__DATA EXCERPTS__:
_____

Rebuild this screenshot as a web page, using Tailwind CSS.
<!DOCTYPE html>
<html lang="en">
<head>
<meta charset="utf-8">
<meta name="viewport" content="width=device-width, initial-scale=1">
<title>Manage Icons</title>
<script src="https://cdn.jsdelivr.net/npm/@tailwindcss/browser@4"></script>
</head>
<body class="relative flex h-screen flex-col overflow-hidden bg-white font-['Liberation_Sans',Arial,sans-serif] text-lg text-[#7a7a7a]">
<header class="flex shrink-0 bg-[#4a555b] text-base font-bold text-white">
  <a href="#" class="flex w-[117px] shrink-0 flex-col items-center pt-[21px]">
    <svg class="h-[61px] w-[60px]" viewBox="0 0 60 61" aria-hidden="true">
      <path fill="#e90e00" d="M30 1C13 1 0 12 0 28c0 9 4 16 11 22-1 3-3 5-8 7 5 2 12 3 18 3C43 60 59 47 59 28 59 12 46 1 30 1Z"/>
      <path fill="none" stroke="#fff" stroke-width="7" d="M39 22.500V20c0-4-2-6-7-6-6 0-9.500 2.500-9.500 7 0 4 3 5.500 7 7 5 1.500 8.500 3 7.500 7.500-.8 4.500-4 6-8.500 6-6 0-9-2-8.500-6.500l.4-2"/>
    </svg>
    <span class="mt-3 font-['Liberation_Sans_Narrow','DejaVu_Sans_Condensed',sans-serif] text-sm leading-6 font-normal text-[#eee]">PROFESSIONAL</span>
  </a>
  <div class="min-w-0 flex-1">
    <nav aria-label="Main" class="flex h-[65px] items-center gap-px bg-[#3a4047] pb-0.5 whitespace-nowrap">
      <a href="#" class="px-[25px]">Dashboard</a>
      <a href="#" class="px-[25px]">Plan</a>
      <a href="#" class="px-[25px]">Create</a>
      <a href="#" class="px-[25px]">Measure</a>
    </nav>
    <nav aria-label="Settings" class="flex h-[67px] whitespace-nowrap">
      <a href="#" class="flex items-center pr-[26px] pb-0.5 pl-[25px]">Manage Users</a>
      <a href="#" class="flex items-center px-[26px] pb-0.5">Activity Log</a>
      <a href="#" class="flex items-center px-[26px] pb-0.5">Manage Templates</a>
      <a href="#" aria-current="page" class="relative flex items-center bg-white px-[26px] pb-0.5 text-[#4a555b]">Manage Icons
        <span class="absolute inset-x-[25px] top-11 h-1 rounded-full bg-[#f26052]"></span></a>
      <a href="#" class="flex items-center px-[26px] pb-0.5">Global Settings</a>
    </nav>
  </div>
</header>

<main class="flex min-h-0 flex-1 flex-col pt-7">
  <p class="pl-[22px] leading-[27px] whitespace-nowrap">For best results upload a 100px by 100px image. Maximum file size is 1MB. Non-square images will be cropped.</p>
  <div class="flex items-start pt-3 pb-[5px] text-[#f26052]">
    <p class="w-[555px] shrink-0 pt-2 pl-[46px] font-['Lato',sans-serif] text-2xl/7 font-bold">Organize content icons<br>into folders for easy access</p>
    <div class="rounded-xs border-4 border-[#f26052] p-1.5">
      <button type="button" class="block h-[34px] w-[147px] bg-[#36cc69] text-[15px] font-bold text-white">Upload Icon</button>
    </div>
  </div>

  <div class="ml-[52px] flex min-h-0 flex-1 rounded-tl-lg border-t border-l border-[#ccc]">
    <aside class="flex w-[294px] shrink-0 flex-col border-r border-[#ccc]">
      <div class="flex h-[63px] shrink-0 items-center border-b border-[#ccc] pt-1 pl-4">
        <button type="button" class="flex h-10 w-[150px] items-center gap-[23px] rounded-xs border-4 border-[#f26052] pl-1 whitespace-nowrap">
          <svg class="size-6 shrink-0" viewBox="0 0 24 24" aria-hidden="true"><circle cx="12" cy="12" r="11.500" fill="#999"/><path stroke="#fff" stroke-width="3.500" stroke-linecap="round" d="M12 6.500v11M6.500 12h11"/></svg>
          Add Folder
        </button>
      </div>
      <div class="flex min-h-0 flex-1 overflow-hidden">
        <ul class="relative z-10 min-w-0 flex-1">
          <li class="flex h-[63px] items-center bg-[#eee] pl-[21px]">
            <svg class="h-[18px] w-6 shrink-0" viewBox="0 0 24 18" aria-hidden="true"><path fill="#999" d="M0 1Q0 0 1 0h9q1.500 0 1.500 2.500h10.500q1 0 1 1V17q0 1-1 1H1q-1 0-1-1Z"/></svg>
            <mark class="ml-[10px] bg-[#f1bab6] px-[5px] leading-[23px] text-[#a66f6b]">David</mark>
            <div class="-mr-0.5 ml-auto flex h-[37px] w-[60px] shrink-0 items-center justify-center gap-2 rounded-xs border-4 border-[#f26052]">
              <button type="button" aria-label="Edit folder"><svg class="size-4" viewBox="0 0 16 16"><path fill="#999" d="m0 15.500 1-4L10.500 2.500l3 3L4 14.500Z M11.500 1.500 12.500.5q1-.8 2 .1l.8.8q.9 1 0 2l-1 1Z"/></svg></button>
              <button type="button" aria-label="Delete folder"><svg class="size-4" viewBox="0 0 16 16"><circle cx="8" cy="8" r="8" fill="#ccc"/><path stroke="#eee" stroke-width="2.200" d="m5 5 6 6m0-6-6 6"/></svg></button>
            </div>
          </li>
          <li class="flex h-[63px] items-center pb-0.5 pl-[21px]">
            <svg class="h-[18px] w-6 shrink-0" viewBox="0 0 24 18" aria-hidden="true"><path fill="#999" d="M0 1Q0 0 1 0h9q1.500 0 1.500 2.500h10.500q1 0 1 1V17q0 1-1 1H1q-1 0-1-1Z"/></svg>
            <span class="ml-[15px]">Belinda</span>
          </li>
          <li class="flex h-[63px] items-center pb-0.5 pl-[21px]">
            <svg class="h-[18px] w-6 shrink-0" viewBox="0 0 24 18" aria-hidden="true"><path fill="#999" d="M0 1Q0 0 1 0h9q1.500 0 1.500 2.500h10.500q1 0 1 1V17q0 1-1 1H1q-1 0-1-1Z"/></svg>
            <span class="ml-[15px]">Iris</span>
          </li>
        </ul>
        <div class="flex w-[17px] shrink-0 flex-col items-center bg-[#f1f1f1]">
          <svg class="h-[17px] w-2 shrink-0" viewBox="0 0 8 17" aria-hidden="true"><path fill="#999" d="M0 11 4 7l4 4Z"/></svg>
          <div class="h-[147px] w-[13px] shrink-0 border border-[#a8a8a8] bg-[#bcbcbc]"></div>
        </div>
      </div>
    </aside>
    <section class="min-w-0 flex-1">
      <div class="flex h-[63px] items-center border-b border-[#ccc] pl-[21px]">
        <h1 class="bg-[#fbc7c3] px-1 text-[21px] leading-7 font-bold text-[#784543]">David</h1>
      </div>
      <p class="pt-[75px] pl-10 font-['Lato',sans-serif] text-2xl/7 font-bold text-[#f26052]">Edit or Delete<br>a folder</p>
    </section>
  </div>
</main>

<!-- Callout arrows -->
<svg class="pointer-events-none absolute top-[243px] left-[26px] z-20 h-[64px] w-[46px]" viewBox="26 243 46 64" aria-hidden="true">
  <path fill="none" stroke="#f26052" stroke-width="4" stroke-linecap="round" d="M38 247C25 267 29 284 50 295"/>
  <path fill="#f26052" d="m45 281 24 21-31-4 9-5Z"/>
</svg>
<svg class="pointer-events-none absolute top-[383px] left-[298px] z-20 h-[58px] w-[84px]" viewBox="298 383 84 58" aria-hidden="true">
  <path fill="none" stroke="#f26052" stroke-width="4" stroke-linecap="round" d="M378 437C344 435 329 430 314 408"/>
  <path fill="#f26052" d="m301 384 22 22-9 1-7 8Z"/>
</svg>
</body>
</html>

_____

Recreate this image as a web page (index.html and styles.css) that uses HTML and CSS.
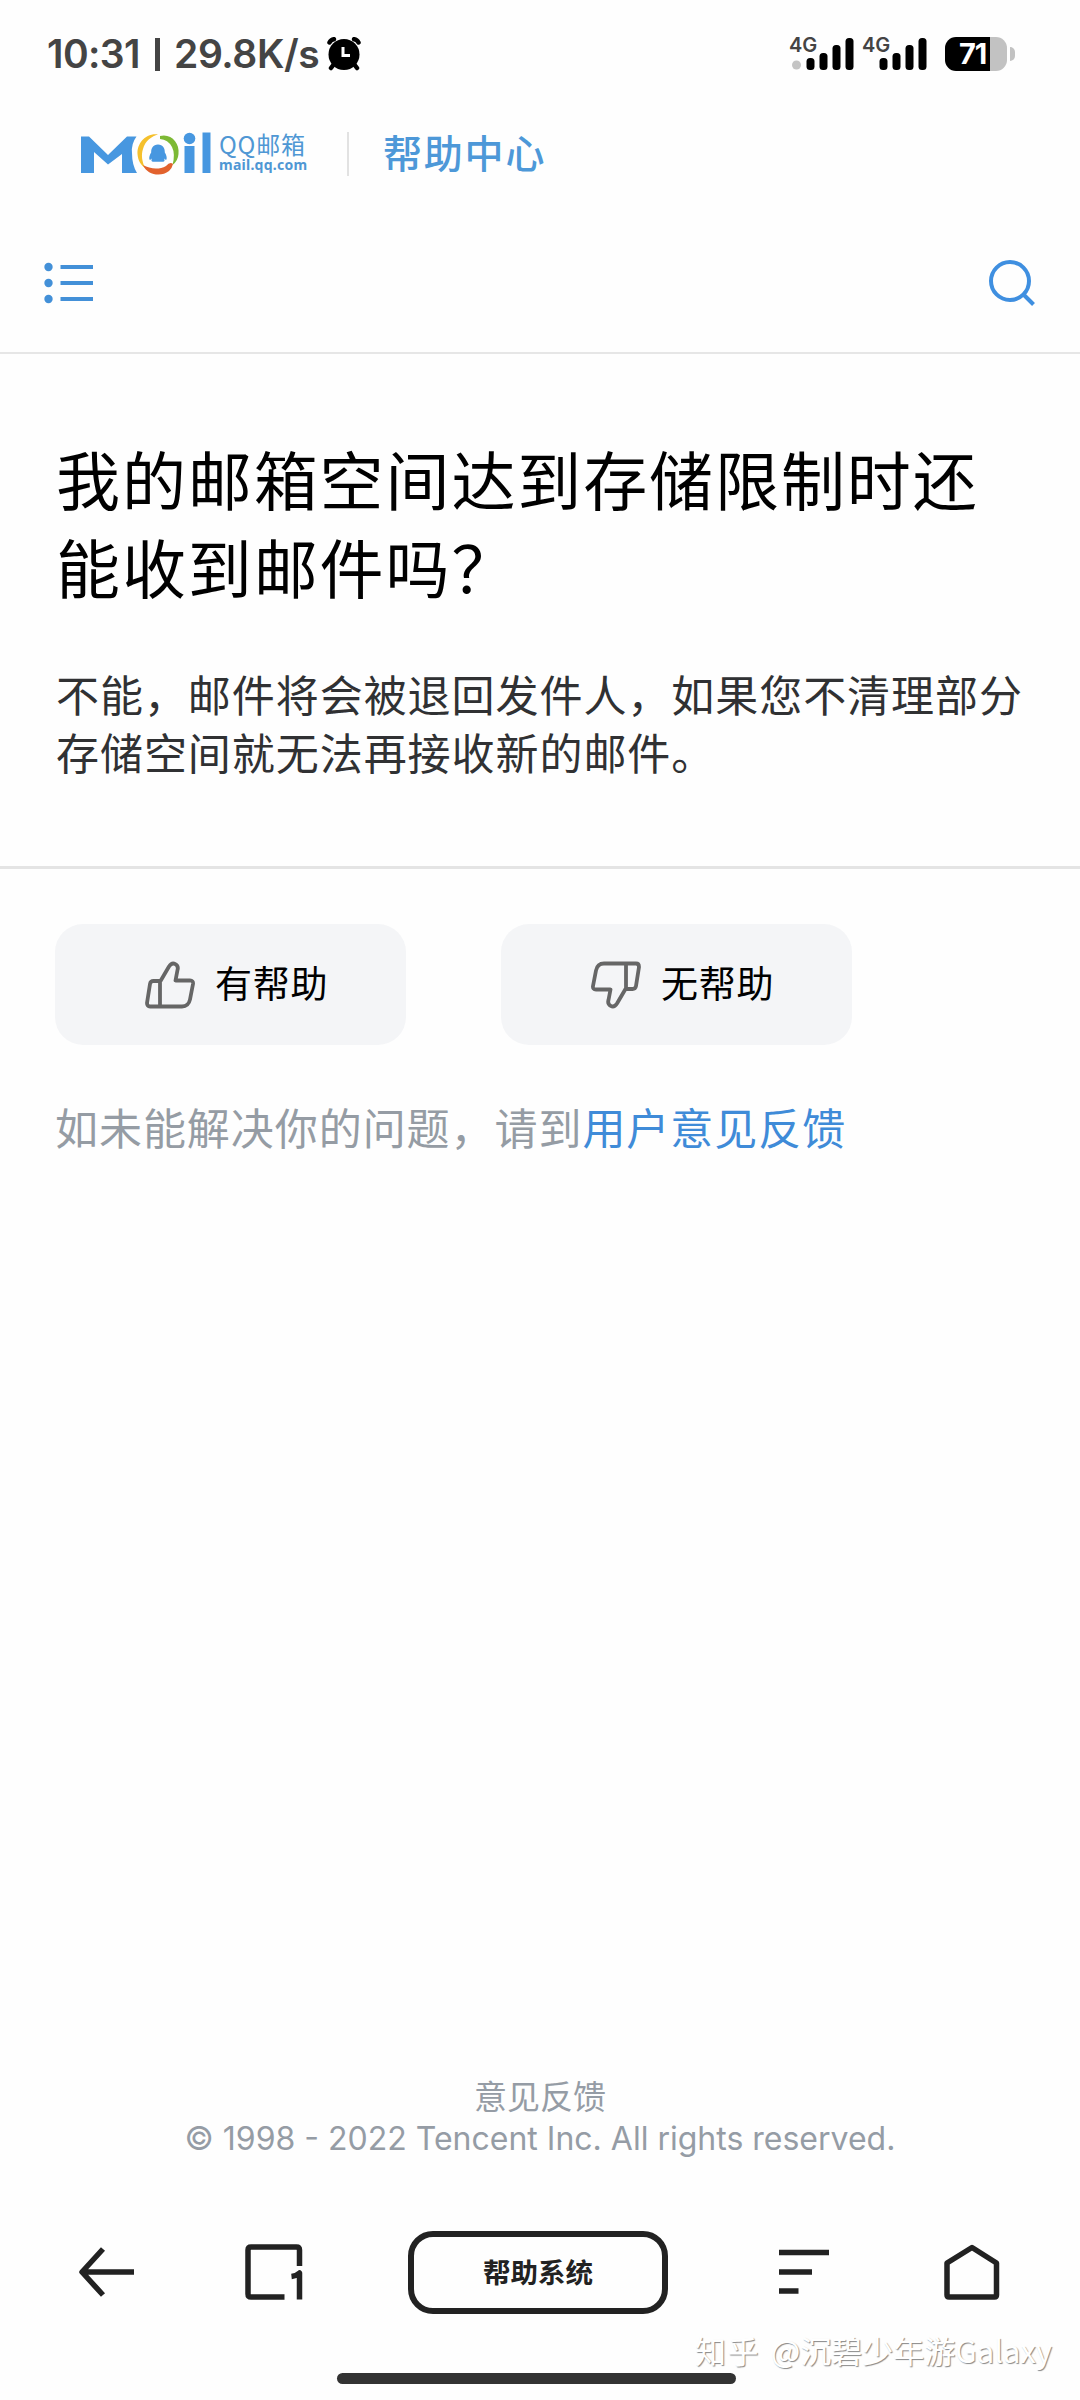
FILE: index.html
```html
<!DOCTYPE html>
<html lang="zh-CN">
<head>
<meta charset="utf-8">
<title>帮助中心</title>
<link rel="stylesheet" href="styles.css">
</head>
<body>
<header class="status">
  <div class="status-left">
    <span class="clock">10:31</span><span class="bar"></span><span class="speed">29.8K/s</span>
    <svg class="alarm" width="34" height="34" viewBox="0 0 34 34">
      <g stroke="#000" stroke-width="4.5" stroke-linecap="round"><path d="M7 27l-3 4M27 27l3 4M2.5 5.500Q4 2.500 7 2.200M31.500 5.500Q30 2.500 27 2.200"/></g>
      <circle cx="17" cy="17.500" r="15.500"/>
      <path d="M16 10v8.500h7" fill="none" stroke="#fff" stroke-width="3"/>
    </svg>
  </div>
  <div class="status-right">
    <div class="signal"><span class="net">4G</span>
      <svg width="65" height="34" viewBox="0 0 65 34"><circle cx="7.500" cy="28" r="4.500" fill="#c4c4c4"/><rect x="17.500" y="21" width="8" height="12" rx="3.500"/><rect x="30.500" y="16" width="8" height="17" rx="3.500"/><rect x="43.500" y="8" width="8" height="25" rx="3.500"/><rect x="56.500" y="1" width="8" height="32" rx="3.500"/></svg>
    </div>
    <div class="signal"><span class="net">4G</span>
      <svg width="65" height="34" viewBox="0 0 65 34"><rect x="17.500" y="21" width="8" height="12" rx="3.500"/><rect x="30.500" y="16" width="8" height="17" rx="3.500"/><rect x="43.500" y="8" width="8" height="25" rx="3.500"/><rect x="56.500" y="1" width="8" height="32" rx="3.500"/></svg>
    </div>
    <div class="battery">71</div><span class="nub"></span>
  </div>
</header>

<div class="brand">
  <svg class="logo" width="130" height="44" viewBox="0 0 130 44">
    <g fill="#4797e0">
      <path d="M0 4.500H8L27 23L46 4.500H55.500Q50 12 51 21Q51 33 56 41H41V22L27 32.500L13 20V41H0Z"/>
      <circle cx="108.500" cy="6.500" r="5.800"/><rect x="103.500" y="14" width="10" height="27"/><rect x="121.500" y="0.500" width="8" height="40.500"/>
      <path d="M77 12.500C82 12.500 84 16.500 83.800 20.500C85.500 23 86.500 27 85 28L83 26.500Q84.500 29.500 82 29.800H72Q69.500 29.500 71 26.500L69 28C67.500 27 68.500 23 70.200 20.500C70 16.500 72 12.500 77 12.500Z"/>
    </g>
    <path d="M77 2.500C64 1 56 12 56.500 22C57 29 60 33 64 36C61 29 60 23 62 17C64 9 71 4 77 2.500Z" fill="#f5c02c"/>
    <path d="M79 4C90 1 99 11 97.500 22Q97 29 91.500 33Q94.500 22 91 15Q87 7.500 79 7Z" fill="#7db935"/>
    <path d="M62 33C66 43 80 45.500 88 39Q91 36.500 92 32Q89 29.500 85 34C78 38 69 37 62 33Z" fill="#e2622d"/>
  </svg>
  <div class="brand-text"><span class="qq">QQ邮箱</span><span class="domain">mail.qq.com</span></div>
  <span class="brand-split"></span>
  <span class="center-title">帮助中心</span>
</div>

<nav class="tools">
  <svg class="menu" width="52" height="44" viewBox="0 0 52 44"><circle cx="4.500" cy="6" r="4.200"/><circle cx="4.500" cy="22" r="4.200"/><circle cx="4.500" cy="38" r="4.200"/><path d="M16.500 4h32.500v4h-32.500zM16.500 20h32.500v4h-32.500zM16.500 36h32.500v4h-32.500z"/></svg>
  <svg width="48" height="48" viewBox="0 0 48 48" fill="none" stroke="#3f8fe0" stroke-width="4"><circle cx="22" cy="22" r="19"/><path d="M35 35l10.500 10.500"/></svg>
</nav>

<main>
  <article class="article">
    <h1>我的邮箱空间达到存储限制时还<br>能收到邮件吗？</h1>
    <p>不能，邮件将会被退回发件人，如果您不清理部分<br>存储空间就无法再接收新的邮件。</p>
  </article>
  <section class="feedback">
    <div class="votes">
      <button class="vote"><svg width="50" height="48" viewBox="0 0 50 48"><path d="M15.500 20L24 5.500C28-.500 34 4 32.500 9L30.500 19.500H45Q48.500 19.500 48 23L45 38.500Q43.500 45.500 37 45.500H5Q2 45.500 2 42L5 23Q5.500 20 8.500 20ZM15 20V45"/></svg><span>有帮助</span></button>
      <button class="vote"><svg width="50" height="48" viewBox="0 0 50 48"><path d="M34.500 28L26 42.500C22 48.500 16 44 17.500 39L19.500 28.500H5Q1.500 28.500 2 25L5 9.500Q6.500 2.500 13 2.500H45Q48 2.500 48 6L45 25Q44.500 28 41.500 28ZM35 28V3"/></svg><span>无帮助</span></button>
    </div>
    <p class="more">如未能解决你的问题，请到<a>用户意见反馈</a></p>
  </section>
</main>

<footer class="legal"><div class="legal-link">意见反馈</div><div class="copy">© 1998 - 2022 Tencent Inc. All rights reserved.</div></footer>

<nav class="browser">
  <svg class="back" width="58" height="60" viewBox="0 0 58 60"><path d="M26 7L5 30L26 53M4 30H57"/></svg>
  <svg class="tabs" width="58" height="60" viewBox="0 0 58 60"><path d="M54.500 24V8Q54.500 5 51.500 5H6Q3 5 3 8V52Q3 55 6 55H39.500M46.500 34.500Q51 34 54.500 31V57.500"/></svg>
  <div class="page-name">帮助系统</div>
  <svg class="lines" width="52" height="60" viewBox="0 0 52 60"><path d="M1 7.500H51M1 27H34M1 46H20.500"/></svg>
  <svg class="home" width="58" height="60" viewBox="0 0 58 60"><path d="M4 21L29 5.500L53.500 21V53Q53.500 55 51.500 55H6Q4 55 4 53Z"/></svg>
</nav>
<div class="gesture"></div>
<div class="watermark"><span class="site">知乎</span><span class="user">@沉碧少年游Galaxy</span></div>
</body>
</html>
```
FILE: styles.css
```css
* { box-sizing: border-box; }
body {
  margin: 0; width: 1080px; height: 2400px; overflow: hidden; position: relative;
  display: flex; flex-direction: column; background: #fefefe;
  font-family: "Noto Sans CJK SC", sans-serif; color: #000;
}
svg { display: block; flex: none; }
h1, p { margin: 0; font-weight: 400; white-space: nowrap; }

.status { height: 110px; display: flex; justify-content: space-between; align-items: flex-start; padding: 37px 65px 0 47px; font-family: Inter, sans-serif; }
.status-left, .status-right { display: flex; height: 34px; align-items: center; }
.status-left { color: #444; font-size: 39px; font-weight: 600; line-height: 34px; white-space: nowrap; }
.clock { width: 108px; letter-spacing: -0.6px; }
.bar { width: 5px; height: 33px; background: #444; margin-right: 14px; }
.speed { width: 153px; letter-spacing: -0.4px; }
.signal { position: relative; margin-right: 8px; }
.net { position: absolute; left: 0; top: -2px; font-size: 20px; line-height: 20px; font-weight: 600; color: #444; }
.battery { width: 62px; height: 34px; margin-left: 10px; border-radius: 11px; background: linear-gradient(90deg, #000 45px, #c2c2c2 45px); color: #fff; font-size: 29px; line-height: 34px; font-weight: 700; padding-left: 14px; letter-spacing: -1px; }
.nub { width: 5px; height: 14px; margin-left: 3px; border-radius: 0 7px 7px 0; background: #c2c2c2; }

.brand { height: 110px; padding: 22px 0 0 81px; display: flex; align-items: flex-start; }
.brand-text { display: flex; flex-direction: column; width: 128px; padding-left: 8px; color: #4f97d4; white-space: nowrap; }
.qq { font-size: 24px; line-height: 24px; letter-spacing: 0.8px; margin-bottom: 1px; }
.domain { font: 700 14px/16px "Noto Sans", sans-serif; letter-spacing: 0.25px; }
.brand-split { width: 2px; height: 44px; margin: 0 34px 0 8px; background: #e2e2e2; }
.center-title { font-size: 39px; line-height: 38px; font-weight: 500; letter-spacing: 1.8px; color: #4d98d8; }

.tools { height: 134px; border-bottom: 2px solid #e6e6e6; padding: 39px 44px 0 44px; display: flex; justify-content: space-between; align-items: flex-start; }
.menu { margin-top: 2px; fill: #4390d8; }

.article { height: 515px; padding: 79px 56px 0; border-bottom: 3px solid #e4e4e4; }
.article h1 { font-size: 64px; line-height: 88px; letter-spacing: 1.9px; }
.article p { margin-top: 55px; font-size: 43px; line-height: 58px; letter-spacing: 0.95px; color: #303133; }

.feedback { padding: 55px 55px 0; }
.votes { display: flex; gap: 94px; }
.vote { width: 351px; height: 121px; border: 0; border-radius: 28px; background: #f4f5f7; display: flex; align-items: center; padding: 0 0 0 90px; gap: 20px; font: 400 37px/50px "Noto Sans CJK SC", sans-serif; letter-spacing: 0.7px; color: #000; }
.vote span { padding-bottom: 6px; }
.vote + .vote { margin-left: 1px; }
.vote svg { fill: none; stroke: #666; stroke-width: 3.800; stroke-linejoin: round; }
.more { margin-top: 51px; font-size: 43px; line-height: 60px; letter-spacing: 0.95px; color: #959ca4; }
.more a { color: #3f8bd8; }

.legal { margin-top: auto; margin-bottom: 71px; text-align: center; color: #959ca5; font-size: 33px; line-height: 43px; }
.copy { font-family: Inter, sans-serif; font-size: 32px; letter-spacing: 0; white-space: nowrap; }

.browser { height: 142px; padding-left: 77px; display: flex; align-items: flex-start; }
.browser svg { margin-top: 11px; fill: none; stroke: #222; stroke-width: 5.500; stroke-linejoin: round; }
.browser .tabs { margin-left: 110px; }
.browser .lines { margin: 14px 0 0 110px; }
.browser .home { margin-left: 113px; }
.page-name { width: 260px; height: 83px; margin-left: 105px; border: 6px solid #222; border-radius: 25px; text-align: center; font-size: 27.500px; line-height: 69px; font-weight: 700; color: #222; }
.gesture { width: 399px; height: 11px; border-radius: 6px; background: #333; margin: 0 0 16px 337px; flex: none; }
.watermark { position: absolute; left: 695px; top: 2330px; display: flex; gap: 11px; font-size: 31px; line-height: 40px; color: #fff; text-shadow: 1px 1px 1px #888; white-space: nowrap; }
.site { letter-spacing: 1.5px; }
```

_____

__WHAT IS NEEDED__: Go through the listing above and locate each line that holds the word "styles". Copy those lines.

__RESULT__:
Recreate this image as a web page (index.html and styles.css) that uses HTML and CSS.
<link rel="stylesheet" href="styles.css">
FILE: styles.css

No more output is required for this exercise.